— start —

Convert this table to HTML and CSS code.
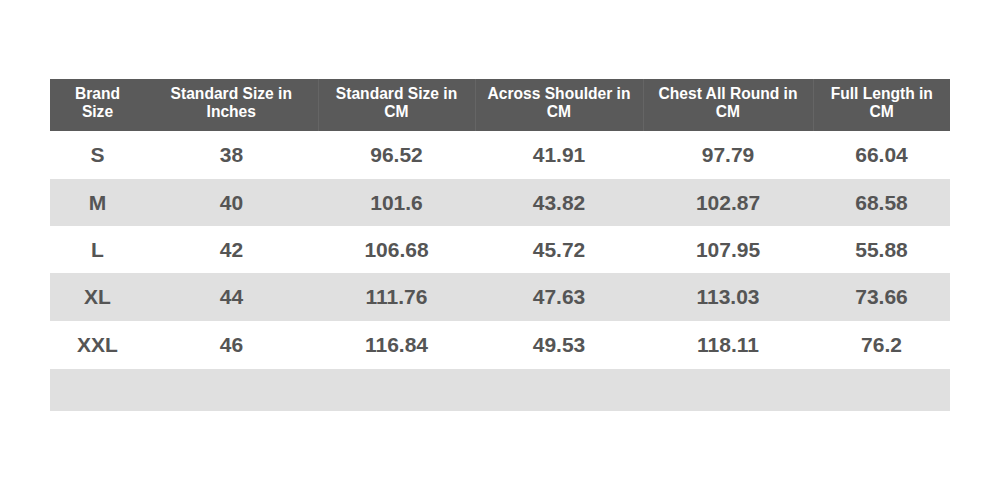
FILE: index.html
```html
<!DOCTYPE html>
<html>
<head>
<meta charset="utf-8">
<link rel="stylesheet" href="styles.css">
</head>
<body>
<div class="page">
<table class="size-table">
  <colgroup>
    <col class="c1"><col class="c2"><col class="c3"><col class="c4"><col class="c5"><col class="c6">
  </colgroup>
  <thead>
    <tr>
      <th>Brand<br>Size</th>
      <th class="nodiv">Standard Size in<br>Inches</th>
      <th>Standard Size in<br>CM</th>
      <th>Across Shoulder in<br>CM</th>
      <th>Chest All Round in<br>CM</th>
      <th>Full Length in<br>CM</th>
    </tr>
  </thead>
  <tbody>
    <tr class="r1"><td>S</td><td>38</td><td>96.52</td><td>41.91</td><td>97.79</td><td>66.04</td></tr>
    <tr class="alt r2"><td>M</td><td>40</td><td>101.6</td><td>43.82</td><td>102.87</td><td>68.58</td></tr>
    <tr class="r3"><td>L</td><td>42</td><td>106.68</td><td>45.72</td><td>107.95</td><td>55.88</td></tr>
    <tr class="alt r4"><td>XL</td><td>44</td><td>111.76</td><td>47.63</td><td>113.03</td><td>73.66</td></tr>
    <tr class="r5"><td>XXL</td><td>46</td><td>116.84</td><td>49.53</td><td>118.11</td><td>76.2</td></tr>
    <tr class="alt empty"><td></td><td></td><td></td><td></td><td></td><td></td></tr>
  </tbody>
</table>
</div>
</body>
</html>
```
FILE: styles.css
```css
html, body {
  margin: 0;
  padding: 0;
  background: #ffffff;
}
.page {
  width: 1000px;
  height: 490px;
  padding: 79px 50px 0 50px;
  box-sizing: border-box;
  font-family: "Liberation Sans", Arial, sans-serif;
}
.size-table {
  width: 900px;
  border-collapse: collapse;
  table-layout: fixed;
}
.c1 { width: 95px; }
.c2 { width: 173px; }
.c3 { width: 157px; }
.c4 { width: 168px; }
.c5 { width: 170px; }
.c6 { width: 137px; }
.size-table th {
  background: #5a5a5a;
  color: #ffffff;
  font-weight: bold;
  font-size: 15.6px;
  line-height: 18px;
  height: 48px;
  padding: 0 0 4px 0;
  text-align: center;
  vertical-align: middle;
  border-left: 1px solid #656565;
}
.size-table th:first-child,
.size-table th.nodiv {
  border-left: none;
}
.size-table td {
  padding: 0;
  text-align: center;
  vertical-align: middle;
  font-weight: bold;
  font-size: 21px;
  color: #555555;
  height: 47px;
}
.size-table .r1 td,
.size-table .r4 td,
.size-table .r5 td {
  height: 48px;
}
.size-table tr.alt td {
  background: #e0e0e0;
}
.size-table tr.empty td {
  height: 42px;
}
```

— end —

EXERCISE TASK: Copy out every line of the material above exactly, skipping the pictures.

RESPONSE BELOW:
Convert this table to HTML and CSS code.
FILE: index.html
```html
<!DOCTYPE html>
<html>
<head>
<meta charset="utf-8">
<link rel="stylesheet" href="styles.css">
</head>
<body>
<div class="page">
<table class="size-table">
  <colgroup>
    <col class="c1"><col class="c2"><col class="c3"><col class="c4"><col class="c5"><col class="c6">
  </colgroup>
  <thead>
    <tr>
      <th>Brand<br>Size</th>
      <th class="nodiv">Standard Size in<br>Inches</th>
      <th>Standard Size in<br>CM</th>
      <th>Across Shoulder in<br>CM</th>
      <th>Chest All Round in<br>CM</th>
      <th>Full Length in<br>CM</th>
    </tr>
  </thead>
  <tbody>
    <tr class="r1"><td>S</td><td>38</td><td>96.52</td><td>41.91</td><td>97.79</td><td>66.04</td></tr>
    <tr class="alt r2"><td>M</td><td>40</td><td>101.6</td><td>43.82</td><td>102.87</td><td>68.58</td></tr>
    <tr class="r3"><td>L</td><td>42</td><td>106.68</td><td>45.72</td><td>107.95</td><td>55.88</td></tr>
    <tr class="alt r4"><td>XL</td><td>44</td><td>111.76</td><td>47.63</td><td>113.03</td><td>73.66</td></tr>
    <tr class="r5"><td>XXL</td><td>46</td><td>116.84</td><td>49.53</td><td>118.11</td><td>76.2</td></tr>
    <tr class="alt empty"><td></td><td></td><td></td><td></td><td></td><td></td></tr>
  </tbody>
</table>
</div>
</body>
</html>
```
FILE: styles.css
```css
html, body {
  margin: 0;
  padding: 0;
  background: #ffffff;
}
.page {
  width: 1000px;
  height: 490px;
  padding: 79px 50px 0 50px;
  box-sizing: border-box;
  font-family: "Liberation Sans", Arial, sans-serif;
}
.size-table {
  width: 900px;
  border-collapse: collapse;
  table-layout: fixed;
}
.c1 { width: 95px; }
.c2 { width: 173px; }
.c3 { width: 157px; }
.c4 { width: 168px; }
.c5 { width: 170px; }
.c6 { width: 137px; }
.size-table th {
  background: #5a5a5a;
  color: #ffffff;
  font-weight: bold;
  font-size: 15.6px;
  line-height: 18px;
  height: 48px;
  padding: 0 0 4px 0;
  text-align: center;
  vertical-align: middle;
  border-left: 1px solid #656565;
}
.size-table th:first-child,
.size-table th.nodiv {
  border-left: none;
}
.size-table td {
  padding: 0;
  text-align: center;
  vertical-align: middle;
  font-weight: bold;
  font-size: 21px;
  color: #555555;
  height: 47px;
}
.size-table .r1 td,
.size-table .r4 td,
.size-table .r5 td {
  height: 48px;
}
.size-table tr.alt td {
  background: #e0e0e0;
}
.size-table tr.empty td {
  height: 42px;
}
```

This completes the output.